How do you find an invisible object in the vast darkness of space that traps light?
The answer, as astronomers know, is that you watch for the way things move around it.
And black holes, the universe’s most voracious consumers of mass, have a famously attention-grabbing impact on all kinds of things. Black holes can be detected and observed by the way matter dances around them ― from the stars that orbit them to the disks of material that swirl around them before being devoured. Hubble, with its keen resolution and clear view of the cosmos, has played an essential role in identifying, observing, and solving some of the many mysteries around black holes.
Black holes are invisible objects of immense density whose gravity is so overpowering that not even light can escape them, born when a vast amount of matter collapses into a point of infinite density.
When a massive star dies, the tug-of-war between gravity and the outward push of photons generated by the star’s fusion ends. The star’s outer layers are cast explosively into space while the star’s core collapses under its own gravity. Often this core will become a small, dense object of tightly packed neutrons, called a neutron star. But if the core is massive enough, its gravity compresses everything to a point that becomes a black hole.
Black holes consist of two main components: the singularity, where mass has been crushed to a point; and the event horizon, beyond which nothing ― not even light ― can escape the black hole’s intense gravitational pull.
But before they eat, black holes pull matter into a fast-moving whirlpool disk whose superheated gas emits flares of x-rays and ultraviolet light. Hubble’s spectroscopic observations of such disks proved the existence of supermassive black holes and went on to show that they reside at the hearts of most galaxies. Its ability to resolve individual stars in tightly-packed groups of stars called globular clusters has allowed it to find black hole candidates by measuring their cosmic neighbors’ speedy orbits. And its ultraviolet-detecting capabilities has enabled it to spy emissions from black holes’ disks.
Stellar-mass black holes form from the collapse of a massive star or the addition of mass to a neutron star ― either from the collision of neutron stars or by gravitationally drawing mass from a companion object.

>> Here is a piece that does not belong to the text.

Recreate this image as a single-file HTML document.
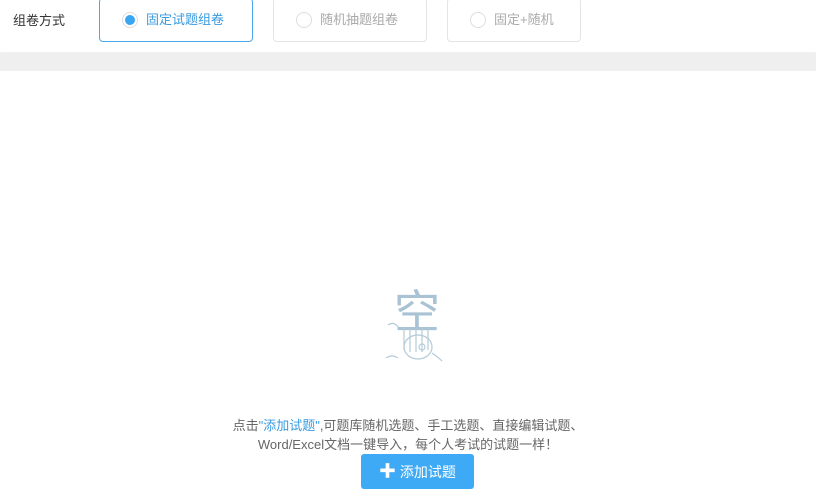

Supermassive black holes live in the hearts of galaxies and their origins are still uncertain, though astronomers suspect they begin from the collapse of supermassive stars or massive clouds of gas in the early universe and then grow by merging. Intermediate-mass black holes, the stage between the two, have been difficult to find and are thought to form from collisions between stellar-mass black holes.
Black holes are messy, violent, and fascinating. They tear things apart ― but they also build, thought to play a significant role in the way galaxies form and evolve. Astronomers know what black holes are, but with Hubble’s help they continue to explore how they work and where they come from.